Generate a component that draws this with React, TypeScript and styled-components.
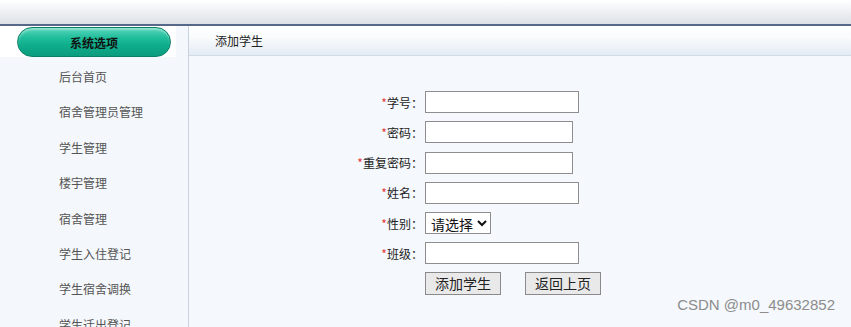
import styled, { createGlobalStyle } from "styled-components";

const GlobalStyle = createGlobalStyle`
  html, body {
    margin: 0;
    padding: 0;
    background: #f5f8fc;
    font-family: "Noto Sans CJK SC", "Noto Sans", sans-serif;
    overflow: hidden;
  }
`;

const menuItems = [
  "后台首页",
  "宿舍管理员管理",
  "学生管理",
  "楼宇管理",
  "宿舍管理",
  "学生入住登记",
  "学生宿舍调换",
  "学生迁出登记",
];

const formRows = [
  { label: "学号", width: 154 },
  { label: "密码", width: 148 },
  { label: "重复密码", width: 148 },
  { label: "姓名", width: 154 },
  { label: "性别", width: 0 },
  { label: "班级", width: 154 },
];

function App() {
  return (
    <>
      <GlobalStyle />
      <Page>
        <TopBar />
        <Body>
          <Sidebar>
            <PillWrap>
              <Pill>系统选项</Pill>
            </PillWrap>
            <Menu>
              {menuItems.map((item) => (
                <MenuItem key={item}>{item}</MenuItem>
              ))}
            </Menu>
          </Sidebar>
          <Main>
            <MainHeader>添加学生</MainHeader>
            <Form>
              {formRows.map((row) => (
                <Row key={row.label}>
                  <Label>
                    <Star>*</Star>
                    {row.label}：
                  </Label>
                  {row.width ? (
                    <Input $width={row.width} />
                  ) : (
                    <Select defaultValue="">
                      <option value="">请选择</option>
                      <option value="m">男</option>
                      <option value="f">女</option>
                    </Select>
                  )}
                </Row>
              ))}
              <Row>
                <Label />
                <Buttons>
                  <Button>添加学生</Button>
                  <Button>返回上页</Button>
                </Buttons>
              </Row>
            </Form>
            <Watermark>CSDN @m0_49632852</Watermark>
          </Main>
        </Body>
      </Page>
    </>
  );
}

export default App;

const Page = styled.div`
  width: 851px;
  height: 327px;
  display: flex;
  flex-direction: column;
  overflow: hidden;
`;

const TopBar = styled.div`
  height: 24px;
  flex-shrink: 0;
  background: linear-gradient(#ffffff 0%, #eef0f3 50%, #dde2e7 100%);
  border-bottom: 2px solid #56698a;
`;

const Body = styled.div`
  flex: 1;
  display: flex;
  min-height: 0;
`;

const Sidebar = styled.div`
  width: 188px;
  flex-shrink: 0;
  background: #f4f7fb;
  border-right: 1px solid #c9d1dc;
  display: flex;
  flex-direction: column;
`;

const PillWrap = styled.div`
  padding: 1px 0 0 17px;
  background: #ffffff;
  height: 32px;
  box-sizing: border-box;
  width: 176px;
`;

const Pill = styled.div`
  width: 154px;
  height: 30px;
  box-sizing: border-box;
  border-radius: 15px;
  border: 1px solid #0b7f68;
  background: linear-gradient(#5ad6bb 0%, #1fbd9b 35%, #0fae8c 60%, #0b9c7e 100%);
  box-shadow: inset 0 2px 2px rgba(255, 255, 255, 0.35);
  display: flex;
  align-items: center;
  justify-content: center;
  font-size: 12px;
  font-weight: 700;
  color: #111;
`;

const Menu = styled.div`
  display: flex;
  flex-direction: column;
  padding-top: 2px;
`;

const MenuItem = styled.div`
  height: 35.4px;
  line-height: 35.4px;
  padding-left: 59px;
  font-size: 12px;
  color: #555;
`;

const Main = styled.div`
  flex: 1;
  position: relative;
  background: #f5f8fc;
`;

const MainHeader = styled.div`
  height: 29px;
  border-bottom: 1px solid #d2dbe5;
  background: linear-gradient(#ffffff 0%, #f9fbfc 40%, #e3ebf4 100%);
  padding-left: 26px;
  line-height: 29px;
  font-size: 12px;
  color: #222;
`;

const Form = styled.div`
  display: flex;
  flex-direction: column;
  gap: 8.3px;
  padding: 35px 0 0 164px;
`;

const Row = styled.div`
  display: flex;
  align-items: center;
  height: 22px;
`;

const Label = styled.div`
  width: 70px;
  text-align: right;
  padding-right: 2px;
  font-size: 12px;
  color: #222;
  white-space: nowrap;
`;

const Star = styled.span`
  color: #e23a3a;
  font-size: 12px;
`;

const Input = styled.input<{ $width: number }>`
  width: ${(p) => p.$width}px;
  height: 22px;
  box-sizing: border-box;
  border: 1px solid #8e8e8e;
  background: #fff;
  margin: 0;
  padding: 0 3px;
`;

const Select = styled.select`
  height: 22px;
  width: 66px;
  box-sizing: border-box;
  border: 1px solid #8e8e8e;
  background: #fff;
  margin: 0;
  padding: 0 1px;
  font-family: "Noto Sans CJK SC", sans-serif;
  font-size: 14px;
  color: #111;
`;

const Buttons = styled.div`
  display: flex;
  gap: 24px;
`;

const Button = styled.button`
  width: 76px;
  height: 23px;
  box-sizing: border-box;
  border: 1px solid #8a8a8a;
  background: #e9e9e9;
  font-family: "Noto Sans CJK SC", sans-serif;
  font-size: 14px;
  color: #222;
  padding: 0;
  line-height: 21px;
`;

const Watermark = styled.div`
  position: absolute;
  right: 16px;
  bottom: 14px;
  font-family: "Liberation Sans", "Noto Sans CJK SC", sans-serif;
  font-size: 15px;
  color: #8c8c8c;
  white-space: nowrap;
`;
+--
Do not copy the pictures, but repeat every line exactly.

● **REPLY**:
Generate a component that draws this with React, TypeScript and styled-components.
import styled, { createGlobalStyle } from "styled-components";

const GlobalStyle = createGlobalStyle`
  html, body {
    margin: 0;
    padding: 0;
    background: #f5f8fc;
    font-family: "Noto Sans CJK SC", "Noto Sans", sans-serif;
    overflow: hidden;
  }
`;

const menuItems = [
  "后台首页",
  "宿舍管理员管理",
  "学生管理",
  "楼宇管理",
  "宿舍管理",
  "学生入住登记",
  "学生宿舍调换",
  "学生迁出登记",
];

const formRows = [
  { label: "学号", width: 154 },
  { label: "密码", width: 148 },
  { label: "重复密码", width: 148 },
  { label: "姓名", width: 154 },
  { label: "性别", width: 0 },
  { label: "班级", width: 154 },
];

function App() {
  return (
    <>
      <GlobalStyle />
      <Page>
        <TopBar />
        <Body>
          <Sidebar>
            <PillWrap>
              <Pill>系统选项</Pill>
            </PillWrap>
            <Menu>
              {menuItems.map((item) => (
                <MenuItem key={item}>{item}</MenuItem>
              ))}
            </Menu>
          </Sidebar>
          <Main>
            <MainHeader>添加学生</MainHeader>
            <Form>
              {formRows.map((row) => (
                <Row key={row.label}>
                  <Label>
                    <Star>*</Star>
                    {row.label}：
                  </Label>
                  {row.width ? (
                    <Input $width={row.width} />
                  ) : (
                    <Select defaultValue="">
                      <option value="">请选择</option>
                      <option value="m">男</option>
                      <option value="f">女</option>
                    </Select>
                  )}
                </Row>
              ))}
              <Row>
                <Label />
                <Buttons>
                  <Button>添加学生</Button>
                  <Button>返回上页</Button>
                </Buttons>
              </Row>
            </Form>
            <Watermark>CSDN @m0_49632852</Watermark>
          </Main>
        </Body>
      </Page>
    </>
  );
}

export default App;

const Page = styled.div`
  width: 851px;
  height: 327px;
  display: flex;
  flex-direction: column;
  overflow: hidden;
`;

const TopBar = styled.div`
  height: 24px;
  flex-shrink: 0;
  background: linear-gradient(#ffffff 0%, #eef0f3 50%, #dde2e7 100%);
  border-bottom: 2px solid #56698a;
`;

const Body = styled.div`
  flex: 1;
  display: flex;
  min-height: 0;
`;

const Sidebar = styled.div`
  width: 188px;
  flex-shrink: 0;
  background: #f4f7fb;
  border-right: 1px solid #c9d1dc;
  display: flex;
  flex-direction: column;
`;

const PillWrap = styled.div`
  padding: 1px 0 0 17px;
  background: #ffffff;
  height: 32px;
  box-sizing: border-box;
  width: 176px;
`;

const Pill = styled.div`
  width: 154px;
  height: 30px;
  box-sizing: border-box;
  border-radius: 15px;
  border: 1px solid #0b7f68;
  background: linear-gradient(#5ad6bb 0%, #1fbd9b 35%, #0fae8c 60%, #0b9c7e 100%);
  box-shadow: inset 0 2px 2px rgba(255, 255, 255, 0.35);
  display: flex;
  align-items: center;
  justify-content: center;
  font-size: 12px;
  font-weight: 700;
  color: #111;
`;

const Menu = styled.div`
  display: flex;
  flex-direction: column;
  padding-top: 2px;
`;

const MenuItem = styled.div`
  height: 35.4px;
  line-height: 35.4px;
  padding-left: 59px;
  font-size: 12px;
  color: #555;
`;

const Main = styled.div`
  flex: 1;
  position: relative;
  background: #f5f8fc;
`;

const MainHeader = styled.div`
  height: 29px;
  border-bottom: 1px solid #d2dbe5;
  background: linear-gradient(#ffffff 0%, #f9fbfc 40%, #e3ebf4 100%);
  padding-left: 26px;
  line-height: 29px;
  font-size: 12px;
  color: #222;
`;

const Form = styled.div`
  display: flex;
  flex-direction: column;
  gap: 8.3px;
  padding: 35px 0 0 164px;
`;

const Row = styled.div`
  display: flex;
  align-items: center;
  height: 22px;
`;

const Label = styled.div`
  width: 70px;
  text-align: right;
  padding-right: 2px;
  font-size: 12px;
  color: #222;
  white-space: nowrap;
`;

const Star = styled.span`
  color: #e23a3a;
  font-size: 12px;
`;

const Input = styled.input<{ $width: number }>`
  width: ${(p) => p.$width}px;
  height: 22px;
  box-sizing: border-box;
  border: 1px solid #8e8e8e;
  background: #fff;
  margin: 0;
  padding: 0 3px;
`;

const Select = styled.select`
  height: 22px;
  width: 66px;
  box-sizing: border-box;
  border: 1px solid #8e8e8e;
  background: #fff;
  margin: 0;
  padding: 0 1px;
  font-family: "Noto Sans CJK SC", sans-serif;
  font-size: 14px;
  color: #111;
`;

const Buttons = styled.div`
  display: flex;
  gap: 24px;
`;

const Button = styled.button`
  width: 76px;
  height: 23px;
  box-sizing: border-box;
  border: 1px solid #8a8a8a;
  background: #e9e9e9;
  font-family: "Noto Sans CJK SC", sans-serif;
  font-size: 14px;
  color: #222;
  padding: 0;
  line-height: 21px;
`;

const Watermark = styled.div`
  position: absolute;
  right: 16px;
  bottom: 14px;
  font-family: "Liberation Sans", "Noto Sans CJK SC", sans-serif;
  font-size: 15px;
  color: #8c8c8c;
  white-space: nowrap;
`;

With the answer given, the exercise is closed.